Only the lines from the one containing "Recreate this image" through the one containing "X, ChevronRight, CreditCard" belong in the answer; copy them exactly and leave out pictures.

******

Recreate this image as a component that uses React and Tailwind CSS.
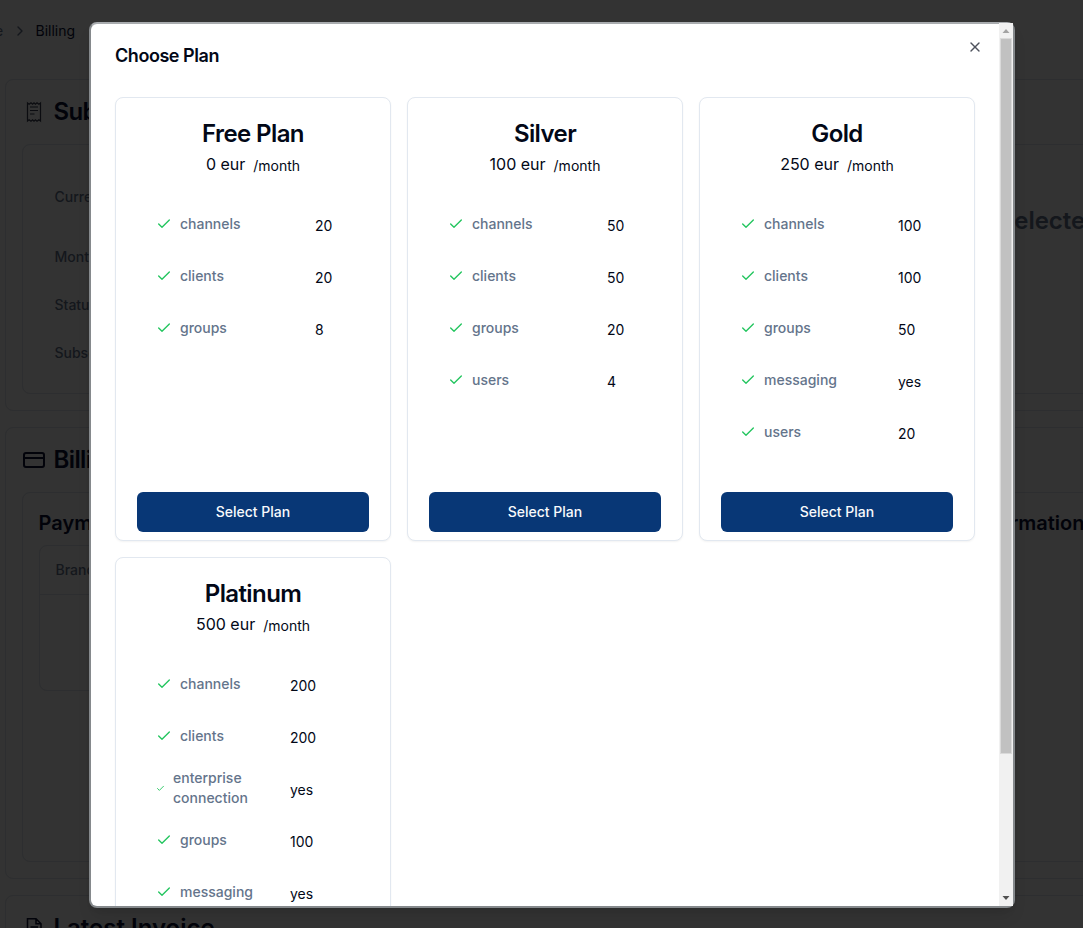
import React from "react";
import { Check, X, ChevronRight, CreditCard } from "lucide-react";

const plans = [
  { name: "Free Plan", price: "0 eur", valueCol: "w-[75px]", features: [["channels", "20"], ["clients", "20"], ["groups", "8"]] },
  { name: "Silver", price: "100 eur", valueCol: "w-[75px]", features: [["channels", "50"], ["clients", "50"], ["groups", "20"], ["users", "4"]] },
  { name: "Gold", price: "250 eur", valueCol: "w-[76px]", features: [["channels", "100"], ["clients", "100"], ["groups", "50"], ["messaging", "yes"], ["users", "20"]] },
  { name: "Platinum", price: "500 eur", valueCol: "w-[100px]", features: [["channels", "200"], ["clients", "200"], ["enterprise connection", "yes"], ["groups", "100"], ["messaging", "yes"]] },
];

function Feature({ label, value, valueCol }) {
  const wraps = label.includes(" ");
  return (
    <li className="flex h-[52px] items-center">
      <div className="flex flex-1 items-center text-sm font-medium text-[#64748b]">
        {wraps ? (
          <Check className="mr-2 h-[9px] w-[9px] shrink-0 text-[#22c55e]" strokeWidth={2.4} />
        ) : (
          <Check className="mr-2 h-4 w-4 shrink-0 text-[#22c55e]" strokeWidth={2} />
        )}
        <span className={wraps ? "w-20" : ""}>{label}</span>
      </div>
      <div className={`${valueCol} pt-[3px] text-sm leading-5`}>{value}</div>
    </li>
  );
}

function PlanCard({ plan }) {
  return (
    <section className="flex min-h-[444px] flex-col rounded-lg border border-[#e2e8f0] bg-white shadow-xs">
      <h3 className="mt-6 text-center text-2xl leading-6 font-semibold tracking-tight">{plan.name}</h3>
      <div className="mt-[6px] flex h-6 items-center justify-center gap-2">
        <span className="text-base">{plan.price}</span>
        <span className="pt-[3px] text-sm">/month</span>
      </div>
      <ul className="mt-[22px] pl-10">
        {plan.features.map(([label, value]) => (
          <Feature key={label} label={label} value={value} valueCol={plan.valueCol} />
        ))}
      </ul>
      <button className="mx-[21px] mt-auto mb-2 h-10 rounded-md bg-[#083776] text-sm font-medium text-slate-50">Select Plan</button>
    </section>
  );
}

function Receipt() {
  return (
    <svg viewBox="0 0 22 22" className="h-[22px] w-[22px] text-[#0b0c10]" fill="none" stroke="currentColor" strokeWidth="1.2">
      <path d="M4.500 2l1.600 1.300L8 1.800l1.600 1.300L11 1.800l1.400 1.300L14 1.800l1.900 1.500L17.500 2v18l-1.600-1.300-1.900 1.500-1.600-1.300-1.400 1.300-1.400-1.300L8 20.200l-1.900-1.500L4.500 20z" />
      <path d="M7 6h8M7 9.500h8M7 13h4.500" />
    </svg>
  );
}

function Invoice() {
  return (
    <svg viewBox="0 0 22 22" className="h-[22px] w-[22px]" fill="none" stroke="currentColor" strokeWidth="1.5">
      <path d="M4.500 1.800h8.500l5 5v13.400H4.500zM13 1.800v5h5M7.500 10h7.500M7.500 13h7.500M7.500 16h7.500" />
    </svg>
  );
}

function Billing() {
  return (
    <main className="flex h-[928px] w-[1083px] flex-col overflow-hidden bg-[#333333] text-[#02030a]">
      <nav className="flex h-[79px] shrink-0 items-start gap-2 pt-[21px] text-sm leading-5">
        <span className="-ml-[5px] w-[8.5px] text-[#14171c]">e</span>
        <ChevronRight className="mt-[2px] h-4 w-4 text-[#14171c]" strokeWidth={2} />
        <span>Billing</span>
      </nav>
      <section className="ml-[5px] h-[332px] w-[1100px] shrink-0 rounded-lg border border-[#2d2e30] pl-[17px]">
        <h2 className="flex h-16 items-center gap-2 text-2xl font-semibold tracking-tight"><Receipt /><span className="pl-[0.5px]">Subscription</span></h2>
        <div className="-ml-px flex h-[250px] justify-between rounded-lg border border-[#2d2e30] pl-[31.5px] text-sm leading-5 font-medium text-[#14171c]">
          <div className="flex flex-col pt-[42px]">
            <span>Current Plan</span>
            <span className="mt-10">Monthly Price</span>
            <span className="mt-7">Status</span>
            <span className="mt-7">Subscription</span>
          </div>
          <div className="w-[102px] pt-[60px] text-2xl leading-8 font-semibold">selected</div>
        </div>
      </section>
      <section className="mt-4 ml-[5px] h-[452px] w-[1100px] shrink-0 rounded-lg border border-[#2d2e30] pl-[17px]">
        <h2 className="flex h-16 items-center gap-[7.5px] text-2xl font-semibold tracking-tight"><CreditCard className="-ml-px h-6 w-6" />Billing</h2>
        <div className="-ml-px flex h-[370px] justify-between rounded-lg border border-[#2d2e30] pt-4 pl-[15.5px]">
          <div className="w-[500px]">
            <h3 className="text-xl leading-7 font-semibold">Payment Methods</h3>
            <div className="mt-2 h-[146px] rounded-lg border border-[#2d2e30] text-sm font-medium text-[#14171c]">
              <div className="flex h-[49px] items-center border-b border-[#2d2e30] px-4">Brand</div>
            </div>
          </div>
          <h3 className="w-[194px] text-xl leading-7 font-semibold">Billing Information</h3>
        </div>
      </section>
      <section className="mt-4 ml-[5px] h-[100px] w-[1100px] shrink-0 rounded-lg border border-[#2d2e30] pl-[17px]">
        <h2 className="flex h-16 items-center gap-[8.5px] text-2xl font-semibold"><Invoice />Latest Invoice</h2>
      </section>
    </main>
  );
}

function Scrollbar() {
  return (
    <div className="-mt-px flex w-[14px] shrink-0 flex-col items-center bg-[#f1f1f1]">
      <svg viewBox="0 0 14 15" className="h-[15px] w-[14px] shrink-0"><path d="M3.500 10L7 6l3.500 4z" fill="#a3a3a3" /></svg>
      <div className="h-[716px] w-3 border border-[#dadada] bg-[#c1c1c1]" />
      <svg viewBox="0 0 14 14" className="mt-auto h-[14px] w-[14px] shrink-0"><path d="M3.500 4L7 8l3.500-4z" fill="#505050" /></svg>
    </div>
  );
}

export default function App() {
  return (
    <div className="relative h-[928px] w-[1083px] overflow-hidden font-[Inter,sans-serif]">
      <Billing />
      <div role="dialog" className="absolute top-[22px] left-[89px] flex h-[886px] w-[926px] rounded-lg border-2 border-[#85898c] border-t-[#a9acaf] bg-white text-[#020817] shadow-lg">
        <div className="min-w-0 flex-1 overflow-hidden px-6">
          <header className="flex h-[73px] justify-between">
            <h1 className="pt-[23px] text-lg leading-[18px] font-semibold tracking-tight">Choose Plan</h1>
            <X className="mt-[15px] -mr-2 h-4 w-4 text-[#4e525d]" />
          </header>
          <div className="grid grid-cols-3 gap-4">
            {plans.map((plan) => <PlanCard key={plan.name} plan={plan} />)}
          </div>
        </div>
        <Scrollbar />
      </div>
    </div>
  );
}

******

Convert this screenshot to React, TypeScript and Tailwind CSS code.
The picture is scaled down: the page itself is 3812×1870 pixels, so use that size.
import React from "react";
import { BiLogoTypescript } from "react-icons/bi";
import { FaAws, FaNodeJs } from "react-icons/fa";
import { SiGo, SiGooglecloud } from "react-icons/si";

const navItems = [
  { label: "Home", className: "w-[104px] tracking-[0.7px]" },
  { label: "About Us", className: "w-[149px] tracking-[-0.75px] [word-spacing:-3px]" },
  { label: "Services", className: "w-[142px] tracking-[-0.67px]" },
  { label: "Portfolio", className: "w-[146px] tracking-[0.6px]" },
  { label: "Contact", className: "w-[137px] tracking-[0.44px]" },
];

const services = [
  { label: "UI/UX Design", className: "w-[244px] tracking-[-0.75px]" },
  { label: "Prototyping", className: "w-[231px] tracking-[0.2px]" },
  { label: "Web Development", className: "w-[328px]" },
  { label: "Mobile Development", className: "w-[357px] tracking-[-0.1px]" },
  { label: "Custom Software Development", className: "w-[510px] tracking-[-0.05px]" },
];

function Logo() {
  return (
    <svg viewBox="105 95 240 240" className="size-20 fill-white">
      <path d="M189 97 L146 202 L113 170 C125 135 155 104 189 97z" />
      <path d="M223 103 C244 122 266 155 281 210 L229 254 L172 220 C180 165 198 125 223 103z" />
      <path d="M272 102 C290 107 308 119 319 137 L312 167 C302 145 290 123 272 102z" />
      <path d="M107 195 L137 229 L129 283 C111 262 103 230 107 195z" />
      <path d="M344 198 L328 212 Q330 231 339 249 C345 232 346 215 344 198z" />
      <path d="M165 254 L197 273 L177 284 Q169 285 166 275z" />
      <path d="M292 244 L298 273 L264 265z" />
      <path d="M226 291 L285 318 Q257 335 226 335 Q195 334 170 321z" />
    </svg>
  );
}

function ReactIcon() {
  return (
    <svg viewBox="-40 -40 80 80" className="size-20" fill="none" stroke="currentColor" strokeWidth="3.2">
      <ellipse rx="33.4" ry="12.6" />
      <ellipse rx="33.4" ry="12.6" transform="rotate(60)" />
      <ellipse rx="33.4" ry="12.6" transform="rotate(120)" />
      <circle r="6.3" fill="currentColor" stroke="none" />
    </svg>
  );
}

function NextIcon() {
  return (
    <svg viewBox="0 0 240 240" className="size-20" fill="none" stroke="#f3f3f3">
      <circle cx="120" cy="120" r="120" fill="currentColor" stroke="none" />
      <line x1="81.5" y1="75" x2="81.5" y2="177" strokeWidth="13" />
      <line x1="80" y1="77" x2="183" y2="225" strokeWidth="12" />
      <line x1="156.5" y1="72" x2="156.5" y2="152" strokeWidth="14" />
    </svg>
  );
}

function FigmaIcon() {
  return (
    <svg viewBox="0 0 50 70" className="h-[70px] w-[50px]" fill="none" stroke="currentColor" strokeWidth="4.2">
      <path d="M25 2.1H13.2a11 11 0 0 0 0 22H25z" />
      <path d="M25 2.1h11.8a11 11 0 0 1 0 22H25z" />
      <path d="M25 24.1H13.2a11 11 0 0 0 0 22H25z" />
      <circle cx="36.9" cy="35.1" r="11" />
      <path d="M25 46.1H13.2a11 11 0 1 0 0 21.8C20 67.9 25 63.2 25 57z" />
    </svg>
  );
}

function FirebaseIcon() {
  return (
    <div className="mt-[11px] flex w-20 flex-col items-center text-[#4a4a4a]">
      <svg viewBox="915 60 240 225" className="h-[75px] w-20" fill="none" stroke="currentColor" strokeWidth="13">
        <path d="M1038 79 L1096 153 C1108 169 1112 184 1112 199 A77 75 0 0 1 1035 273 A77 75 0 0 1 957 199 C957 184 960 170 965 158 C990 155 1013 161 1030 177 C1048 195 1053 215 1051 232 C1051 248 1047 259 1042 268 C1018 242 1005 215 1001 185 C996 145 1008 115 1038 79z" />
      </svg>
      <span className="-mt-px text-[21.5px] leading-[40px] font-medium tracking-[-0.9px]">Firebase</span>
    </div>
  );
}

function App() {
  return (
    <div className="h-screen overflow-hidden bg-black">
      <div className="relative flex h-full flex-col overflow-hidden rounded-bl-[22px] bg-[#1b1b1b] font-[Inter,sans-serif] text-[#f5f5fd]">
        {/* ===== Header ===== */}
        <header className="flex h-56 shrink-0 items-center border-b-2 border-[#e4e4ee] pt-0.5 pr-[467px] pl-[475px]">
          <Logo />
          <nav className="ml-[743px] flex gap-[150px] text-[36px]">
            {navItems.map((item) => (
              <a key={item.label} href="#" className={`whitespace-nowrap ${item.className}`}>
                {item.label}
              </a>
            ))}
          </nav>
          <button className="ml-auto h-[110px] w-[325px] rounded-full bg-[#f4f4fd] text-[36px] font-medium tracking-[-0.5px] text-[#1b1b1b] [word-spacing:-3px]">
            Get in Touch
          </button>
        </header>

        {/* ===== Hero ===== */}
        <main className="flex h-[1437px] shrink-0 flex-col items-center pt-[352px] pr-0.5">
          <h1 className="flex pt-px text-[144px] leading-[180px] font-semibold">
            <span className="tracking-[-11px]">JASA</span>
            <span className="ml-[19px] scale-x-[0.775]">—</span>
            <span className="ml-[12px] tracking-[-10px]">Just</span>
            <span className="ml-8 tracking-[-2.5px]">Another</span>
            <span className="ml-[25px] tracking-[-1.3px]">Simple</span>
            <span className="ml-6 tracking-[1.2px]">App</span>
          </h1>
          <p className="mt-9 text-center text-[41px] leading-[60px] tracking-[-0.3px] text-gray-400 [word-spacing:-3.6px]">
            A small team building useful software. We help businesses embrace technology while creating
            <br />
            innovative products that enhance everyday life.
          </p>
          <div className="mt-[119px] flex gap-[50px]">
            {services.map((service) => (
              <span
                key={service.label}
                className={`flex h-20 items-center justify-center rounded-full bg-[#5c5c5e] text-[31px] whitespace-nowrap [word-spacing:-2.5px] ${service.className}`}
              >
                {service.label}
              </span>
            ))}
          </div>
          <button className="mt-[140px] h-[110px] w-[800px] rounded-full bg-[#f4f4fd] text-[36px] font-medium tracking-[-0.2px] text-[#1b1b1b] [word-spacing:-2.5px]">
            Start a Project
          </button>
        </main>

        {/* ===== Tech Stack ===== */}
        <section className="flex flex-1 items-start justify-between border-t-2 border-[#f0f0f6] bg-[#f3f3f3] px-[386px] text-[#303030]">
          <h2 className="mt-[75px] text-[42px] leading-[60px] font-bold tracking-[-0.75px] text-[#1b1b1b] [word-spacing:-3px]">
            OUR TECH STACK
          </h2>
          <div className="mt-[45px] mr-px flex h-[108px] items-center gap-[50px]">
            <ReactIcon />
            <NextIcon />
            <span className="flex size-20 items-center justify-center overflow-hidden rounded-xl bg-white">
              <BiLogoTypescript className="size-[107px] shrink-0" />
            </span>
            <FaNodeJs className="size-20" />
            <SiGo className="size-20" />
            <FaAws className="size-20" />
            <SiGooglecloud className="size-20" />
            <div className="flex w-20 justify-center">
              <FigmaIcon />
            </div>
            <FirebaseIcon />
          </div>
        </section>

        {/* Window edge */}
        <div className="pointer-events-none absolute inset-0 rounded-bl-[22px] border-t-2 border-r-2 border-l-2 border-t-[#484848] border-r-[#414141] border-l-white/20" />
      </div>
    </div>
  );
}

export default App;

******

## Output of the exercise
Recreate this image as a component that uses React and Tailwind CSS.
import React from "react";
import { Check, X, ChevronRight, CreditCard } from "lucide-react";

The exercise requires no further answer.